What’s left for cooperation

Throughout the ups and downs of the U.S.-China relationship during Trump’s administration, Beijing has maintained it remains open to discussion with the U.S. and other countries.

Xi said Monday that China is committed to opening its market further to foreign businesses and resolving disputes through negotiation.

Xi’s desire to cooperate with the US on issues like Covid-19, climate change, and macro-economic policy coordination seems genuine, and the Biden administration may be willing to pursue some cooperation in these areas.
Gabriel Wildau
senior vice president, Teneo

On the U.S. side, Biden has said the two countries can work together in areas such as environmental issues and global health, even as both sides are increasingly at odds in their efforts to ensure technological advantages and national security,

“Xi’s desire to cooperate with the US on issues like Covid-19, climate change, and macro-economic policy coordination seems genuine, and the Biden administration may be willing to pursue some cooperation in these areas,” said Gabriel Wildau, senior vice president at consulting firm Teneo.

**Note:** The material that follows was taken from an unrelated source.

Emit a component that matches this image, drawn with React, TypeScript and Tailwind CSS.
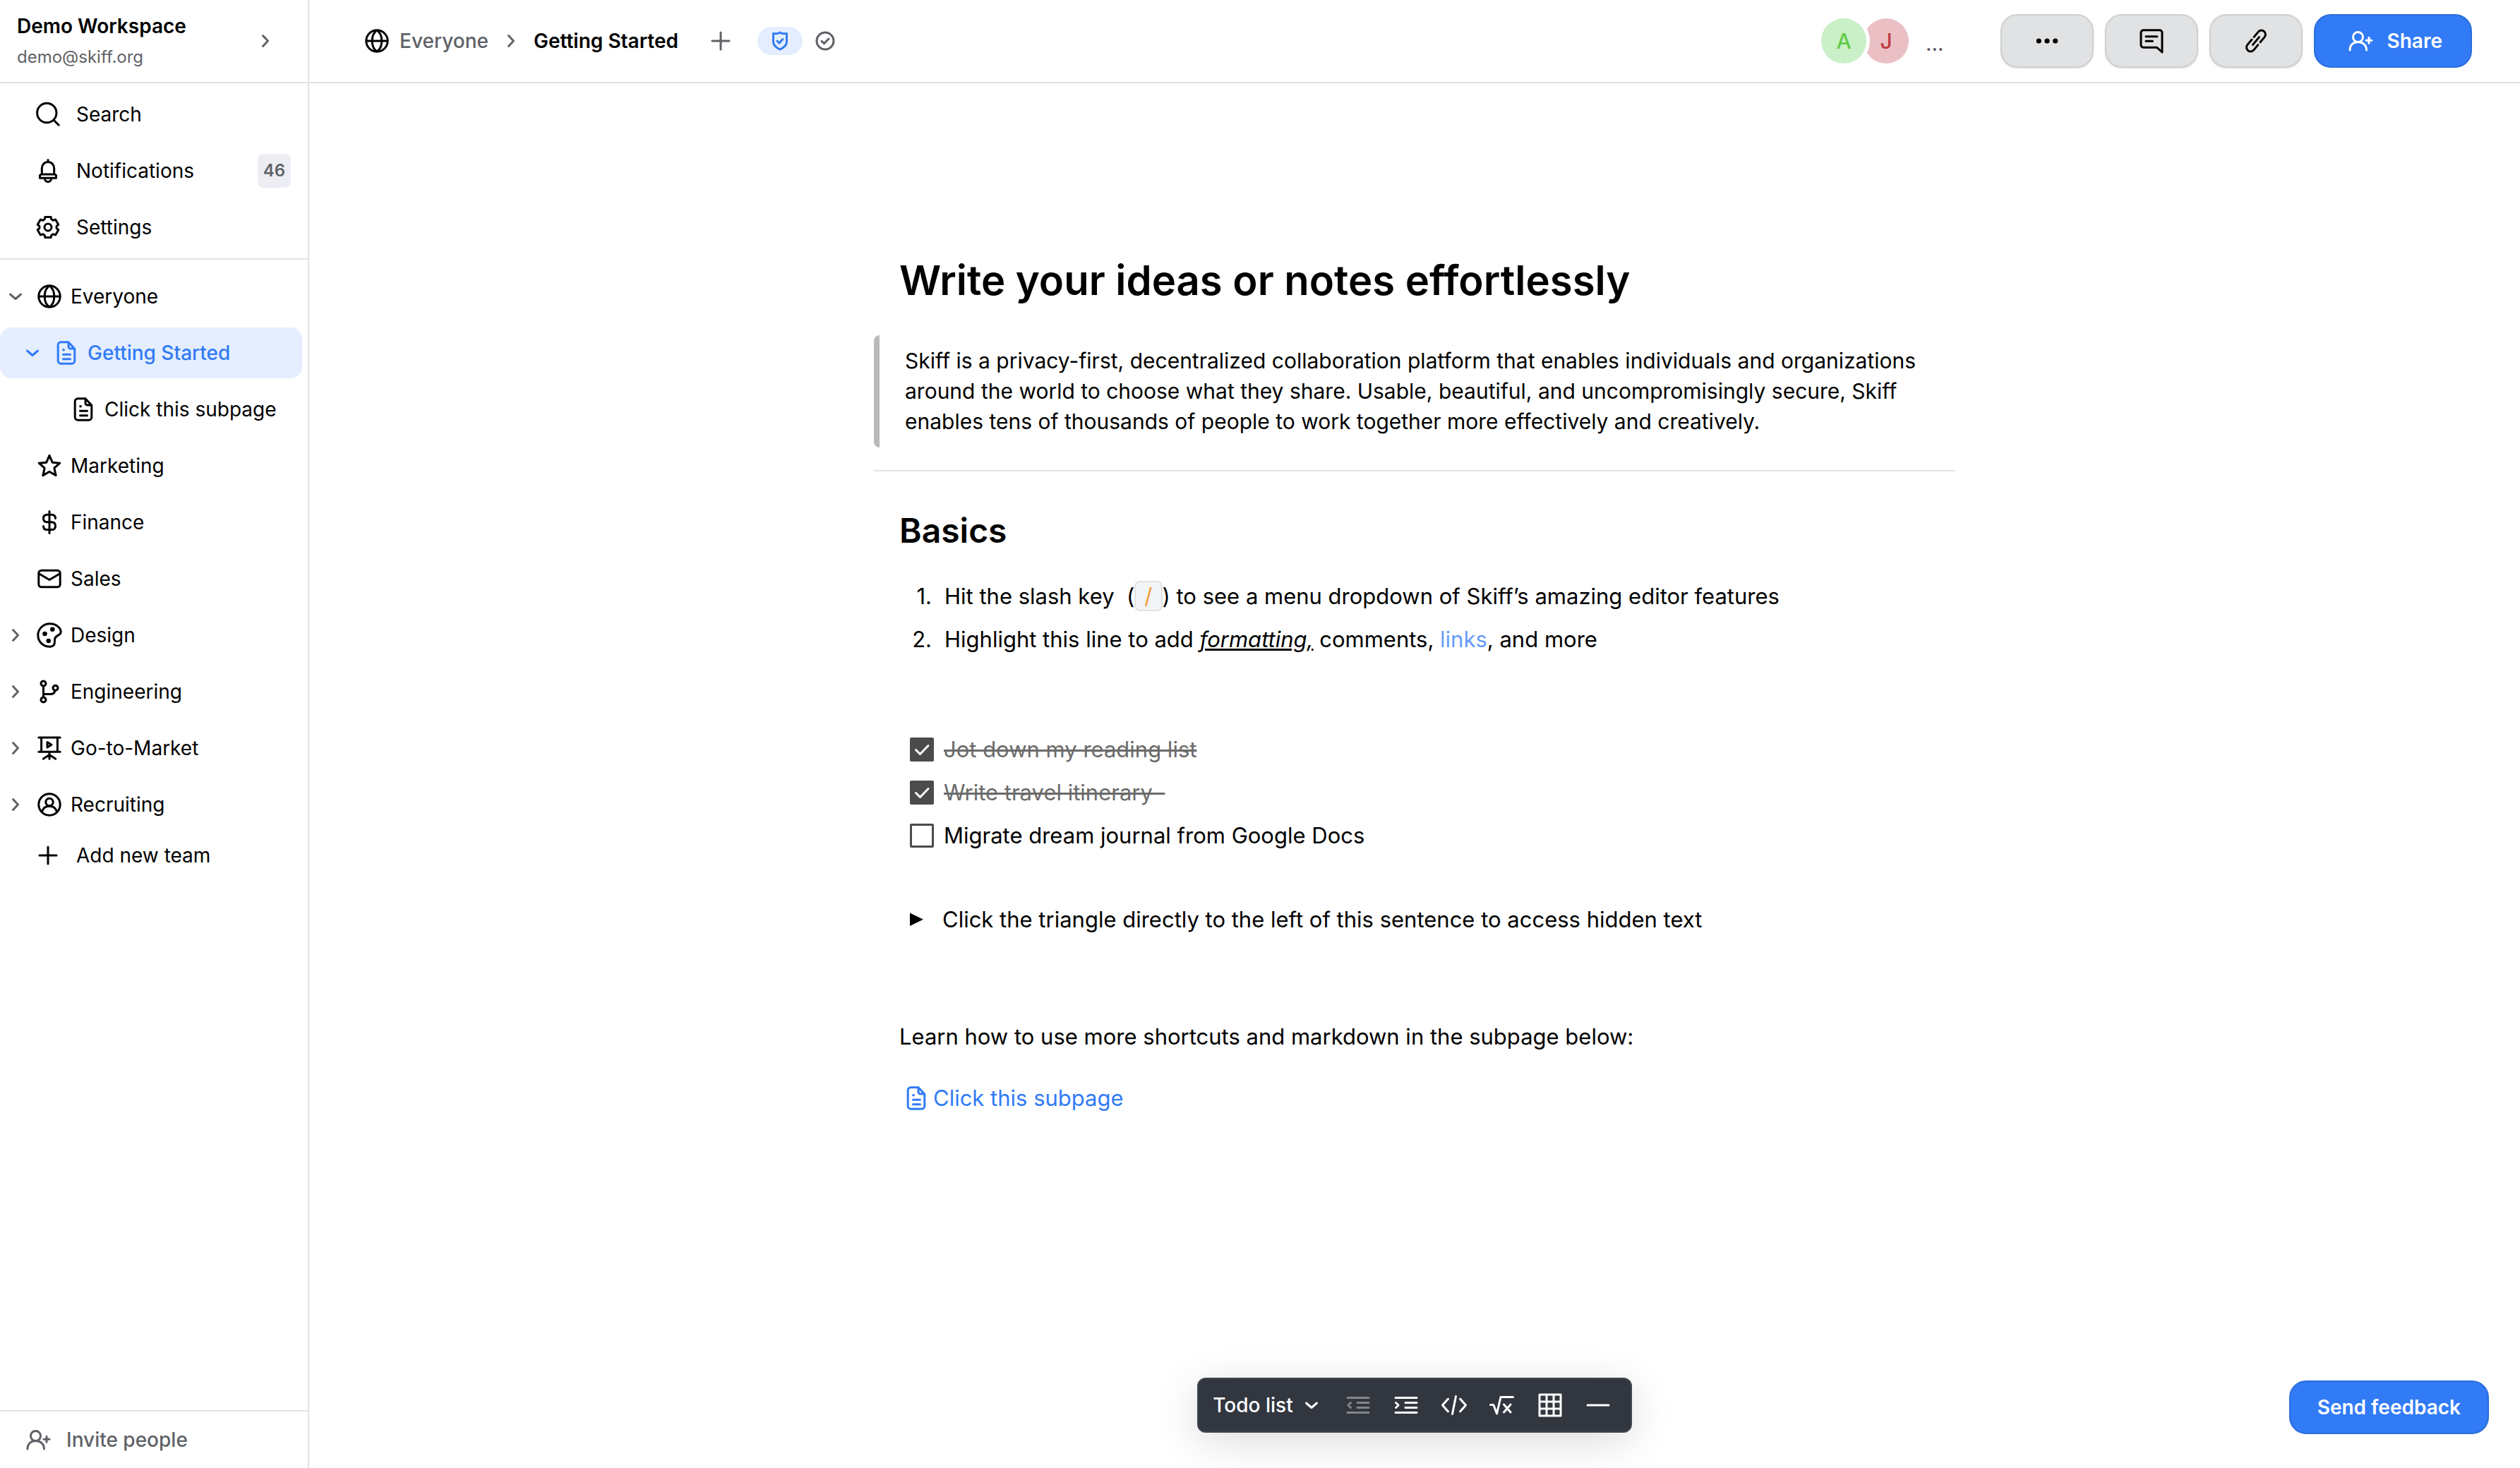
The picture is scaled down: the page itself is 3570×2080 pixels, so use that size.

But Wildau said Xi is aware the Biden administration will likely keep a tough stance on China.

New economic policies in China are the result of the “leadership’s recognition that the external environment has become more hostile, and that China can no longer rely on unfettered access to foreign export markets and imports of advanced technology, regardless of who the US president is,” Wildau said.